In ambedue gli interventi si presenta attraverso un corpo di opere fotografiche, plastici, videoinstallazioni, e interventi multimediali, un fermento culturale che pone indubbiamente gli Emirati Arabi al centro della scena artistica internazionale. Ecco dunque che IL luogo al mondo simbolo per eccellenza della crescita esponenziale e irrefrenabile nel settore immobiliare, caratterizzato dal gusto per uno sfarzo un po’ posticcio basato su un vero e proprio culto del denaro e di una ricchezza sfrenata, si trasforma in promotore di pulsante rinascita artistica e culturale, attraverso una fitta rete di scambi internazionali che nascono entro la cornice di un sorprendente sviluppo urbano, una popolazione multietnica e plurinazionale che inventa nuovi stili di vita, una riorganizzazione della regione, delle sue dinamiche economiche e geopolitiche e degli scambi con il mondo.

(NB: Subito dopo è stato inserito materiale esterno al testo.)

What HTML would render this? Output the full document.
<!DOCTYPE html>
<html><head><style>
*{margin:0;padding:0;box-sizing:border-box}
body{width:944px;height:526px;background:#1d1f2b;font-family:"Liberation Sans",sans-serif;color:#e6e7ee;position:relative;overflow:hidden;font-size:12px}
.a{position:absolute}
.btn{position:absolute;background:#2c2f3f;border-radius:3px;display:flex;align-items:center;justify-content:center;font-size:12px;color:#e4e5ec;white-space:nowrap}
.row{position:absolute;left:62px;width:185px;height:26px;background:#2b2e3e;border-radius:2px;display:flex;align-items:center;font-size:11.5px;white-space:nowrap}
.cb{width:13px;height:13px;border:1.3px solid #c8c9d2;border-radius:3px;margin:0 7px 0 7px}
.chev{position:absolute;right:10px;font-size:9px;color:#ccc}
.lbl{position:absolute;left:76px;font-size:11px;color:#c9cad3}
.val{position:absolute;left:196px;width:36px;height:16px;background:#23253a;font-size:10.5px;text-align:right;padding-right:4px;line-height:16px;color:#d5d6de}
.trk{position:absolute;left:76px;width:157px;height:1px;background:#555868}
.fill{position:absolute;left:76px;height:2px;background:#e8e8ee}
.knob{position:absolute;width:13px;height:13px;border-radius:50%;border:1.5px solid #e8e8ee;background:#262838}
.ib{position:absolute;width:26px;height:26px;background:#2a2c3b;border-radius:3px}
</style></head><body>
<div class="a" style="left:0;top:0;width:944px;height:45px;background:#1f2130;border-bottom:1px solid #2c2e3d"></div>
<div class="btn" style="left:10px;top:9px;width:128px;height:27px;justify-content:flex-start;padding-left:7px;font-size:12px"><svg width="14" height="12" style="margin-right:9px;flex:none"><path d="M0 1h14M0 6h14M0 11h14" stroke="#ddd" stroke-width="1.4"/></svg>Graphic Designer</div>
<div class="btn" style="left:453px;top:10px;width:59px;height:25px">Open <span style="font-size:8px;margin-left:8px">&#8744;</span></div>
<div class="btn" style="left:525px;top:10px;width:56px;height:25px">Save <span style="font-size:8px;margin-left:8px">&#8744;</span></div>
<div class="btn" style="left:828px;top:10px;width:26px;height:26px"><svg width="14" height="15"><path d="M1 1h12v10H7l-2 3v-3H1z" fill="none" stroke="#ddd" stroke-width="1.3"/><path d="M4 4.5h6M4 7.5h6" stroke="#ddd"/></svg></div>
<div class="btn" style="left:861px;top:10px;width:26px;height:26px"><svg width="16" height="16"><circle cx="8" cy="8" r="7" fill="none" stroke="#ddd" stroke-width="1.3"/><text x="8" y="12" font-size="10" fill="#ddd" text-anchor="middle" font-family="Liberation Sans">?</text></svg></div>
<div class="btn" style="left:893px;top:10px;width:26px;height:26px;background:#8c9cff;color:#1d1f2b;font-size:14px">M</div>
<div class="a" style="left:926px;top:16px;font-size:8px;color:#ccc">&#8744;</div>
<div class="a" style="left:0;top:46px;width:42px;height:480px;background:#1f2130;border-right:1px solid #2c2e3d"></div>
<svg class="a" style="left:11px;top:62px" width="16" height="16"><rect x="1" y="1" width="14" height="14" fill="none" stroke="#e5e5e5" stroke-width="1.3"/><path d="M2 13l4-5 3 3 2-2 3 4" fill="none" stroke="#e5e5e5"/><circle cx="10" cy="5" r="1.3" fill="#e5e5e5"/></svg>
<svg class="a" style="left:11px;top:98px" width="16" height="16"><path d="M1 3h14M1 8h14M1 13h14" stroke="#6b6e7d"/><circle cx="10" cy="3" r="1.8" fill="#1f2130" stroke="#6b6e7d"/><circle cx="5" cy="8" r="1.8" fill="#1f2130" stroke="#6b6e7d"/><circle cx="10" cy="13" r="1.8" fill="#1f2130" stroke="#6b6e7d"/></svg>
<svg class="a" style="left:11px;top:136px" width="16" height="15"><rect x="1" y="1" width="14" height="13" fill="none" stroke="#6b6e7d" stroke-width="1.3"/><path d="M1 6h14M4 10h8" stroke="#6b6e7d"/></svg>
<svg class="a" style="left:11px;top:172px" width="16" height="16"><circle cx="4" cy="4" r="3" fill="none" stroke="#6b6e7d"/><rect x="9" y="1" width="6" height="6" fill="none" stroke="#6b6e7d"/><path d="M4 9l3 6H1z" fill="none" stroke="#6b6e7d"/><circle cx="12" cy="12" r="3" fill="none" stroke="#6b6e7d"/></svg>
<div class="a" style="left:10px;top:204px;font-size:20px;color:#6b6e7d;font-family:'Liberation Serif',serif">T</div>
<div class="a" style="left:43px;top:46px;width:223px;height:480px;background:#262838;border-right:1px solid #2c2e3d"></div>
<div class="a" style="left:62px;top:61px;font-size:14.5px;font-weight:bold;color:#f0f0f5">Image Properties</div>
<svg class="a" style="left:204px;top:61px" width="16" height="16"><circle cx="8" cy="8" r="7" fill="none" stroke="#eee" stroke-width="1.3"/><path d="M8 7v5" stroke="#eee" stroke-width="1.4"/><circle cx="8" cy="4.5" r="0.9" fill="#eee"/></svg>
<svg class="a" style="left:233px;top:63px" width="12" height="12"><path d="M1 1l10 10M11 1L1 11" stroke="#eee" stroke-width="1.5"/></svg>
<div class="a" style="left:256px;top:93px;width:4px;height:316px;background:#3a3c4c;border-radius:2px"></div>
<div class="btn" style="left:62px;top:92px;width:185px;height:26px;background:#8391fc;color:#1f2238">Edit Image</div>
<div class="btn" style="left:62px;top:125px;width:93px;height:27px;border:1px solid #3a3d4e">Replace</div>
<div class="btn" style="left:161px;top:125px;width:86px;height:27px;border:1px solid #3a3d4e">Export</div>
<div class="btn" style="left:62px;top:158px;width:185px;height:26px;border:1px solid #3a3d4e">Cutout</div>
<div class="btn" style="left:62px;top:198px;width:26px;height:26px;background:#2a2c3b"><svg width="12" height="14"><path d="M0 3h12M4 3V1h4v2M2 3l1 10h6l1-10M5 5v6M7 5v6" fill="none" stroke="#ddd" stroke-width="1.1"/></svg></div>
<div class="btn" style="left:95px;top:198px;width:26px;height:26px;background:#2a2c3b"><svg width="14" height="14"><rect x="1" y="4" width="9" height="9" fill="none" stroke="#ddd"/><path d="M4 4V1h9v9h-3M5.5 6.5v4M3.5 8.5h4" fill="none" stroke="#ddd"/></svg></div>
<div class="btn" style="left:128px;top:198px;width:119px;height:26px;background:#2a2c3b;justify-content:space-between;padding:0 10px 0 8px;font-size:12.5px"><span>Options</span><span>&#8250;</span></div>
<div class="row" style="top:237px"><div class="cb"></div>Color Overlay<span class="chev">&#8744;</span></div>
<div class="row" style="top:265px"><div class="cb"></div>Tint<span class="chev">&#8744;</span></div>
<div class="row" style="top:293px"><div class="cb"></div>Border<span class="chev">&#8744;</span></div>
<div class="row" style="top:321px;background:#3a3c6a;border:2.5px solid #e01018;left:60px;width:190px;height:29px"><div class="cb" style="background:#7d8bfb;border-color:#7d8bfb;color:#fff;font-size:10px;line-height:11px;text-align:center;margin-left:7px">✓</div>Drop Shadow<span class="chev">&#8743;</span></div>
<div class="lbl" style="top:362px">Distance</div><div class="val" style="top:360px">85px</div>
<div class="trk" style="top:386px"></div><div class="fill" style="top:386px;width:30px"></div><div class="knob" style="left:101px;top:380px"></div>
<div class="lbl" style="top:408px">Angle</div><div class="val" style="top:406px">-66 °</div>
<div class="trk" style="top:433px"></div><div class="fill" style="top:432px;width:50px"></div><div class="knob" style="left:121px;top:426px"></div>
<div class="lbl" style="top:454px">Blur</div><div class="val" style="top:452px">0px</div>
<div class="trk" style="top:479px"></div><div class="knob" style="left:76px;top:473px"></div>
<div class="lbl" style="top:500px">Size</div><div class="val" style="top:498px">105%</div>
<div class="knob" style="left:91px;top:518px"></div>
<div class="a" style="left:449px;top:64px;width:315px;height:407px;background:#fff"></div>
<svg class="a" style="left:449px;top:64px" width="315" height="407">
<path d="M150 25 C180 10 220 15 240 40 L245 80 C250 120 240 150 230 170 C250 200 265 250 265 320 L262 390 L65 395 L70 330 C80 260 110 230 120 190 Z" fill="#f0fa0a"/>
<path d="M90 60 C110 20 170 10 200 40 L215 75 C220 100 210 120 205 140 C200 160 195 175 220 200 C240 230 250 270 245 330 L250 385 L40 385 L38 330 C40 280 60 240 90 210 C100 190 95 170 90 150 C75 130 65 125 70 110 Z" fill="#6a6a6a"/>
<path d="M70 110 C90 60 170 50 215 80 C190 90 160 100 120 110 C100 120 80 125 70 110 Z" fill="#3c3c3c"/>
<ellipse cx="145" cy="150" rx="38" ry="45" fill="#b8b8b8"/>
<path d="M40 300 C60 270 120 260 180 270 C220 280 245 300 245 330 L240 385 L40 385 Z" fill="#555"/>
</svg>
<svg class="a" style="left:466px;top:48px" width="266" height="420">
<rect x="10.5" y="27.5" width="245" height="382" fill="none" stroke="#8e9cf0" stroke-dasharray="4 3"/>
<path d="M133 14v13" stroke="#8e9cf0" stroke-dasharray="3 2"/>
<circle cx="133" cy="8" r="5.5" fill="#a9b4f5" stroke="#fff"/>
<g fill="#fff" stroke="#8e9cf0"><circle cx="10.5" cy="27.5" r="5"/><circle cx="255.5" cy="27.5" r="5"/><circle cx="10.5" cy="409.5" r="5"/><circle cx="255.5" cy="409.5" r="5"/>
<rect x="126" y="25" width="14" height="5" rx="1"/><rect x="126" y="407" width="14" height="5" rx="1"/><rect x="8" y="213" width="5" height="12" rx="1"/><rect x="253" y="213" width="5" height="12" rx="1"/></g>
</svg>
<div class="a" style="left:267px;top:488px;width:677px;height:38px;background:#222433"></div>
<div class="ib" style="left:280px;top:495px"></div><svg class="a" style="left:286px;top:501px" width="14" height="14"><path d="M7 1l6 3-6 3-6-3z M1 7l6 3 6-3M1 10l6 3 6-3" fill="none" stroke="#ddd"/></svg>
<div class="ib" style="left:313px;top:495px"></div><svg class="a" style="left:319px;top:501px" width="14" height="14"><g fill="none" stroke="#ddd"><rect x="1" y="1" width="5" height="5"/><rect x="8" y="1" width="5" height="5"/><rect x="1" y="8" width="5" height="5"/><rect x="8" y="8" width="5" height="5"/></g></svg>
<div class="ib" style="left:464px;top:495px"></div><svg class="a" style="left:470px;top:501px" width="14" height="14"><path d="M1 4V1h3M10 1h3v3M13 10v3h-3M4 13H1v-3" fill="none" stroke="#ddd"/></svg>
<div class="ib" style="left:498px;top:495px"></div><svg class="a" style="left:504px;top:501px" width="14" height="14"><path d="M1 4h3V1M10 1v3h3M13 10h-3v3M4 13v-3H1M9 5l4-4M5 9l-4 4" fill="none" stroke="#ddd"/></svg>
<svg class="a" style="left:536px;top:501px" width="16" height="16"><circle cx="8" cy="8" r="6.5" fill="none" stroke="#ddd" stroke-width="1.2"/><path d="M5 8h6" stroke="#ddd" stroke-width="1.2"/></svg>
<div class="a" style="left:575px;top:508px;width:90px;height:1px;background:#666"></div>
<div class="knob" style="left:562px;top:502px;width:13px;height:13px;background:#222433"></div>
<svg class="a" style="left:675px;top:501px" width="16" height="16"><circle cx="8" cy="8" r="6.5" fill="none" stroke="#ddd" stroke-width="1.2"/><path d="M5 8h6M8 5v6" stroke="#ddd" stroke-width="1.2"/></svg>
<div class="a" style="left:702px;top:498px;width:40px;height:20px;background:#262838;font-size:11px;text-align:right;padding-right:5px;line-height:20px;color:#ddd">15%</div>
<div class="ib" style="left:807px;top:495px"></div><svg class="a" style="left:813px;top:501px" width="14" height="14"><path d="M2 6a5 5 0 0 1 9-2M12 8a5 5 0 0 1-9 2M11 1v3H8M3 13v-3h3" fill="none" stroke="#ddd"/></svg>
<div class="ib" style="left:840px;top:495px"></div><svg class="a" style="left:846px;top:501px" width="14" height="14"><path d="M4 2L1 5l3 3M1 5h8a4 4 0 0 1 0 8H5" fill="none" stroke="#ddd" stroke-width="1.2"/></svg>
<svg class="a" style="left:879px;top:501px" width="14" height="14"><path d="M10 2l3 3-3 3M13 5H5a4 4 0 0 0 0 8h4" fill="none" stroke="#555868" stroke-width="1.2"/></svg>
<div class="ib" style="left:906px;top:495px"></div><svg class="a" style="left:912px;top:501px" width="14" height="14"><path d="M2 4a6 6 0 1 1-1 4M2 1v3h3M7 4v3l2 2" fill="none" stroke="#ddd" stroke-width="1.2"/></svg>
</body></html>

I due interventi a Venezia presentano in maniera totalmente inusitata la nascita di un polo culturale senza precedenti, visto come un “punto d’incontro per il dialogo e la produzione artistica, nonché per l’indagine e l’analisi delle attuali condizioni di sviluppo delle arti visive contemporanee”. Il mondo arabo diventa quindi un centro propulsore e trainante in un contesto di stagnazione economica e forse anche culturale, invitando alla riflessione, alla pausa, all’analisi del reale attraverso l’abbandono di cliché e convenzioni, spostando il punto di vista dall’arte verso lo spettatore, come il nome stesso del padiglione nazionale evoca: “it’s not me, it’s you”. La mostra, una combinazione tra elementi architettonici e scenografici, vuole imporre un momento di calma, di impassibile riflessione in contrasto alla frenesia della Biennale, pausa e riflessione accentuate anche dalla struttura architettonica stessa del padiglione, segnata da un sinuoso muro curvo che simboleggia un metaforico rifugio per i visitatori dalla pressione alla spettacolarizzazione in atto in gran parte dell’arte di oggi.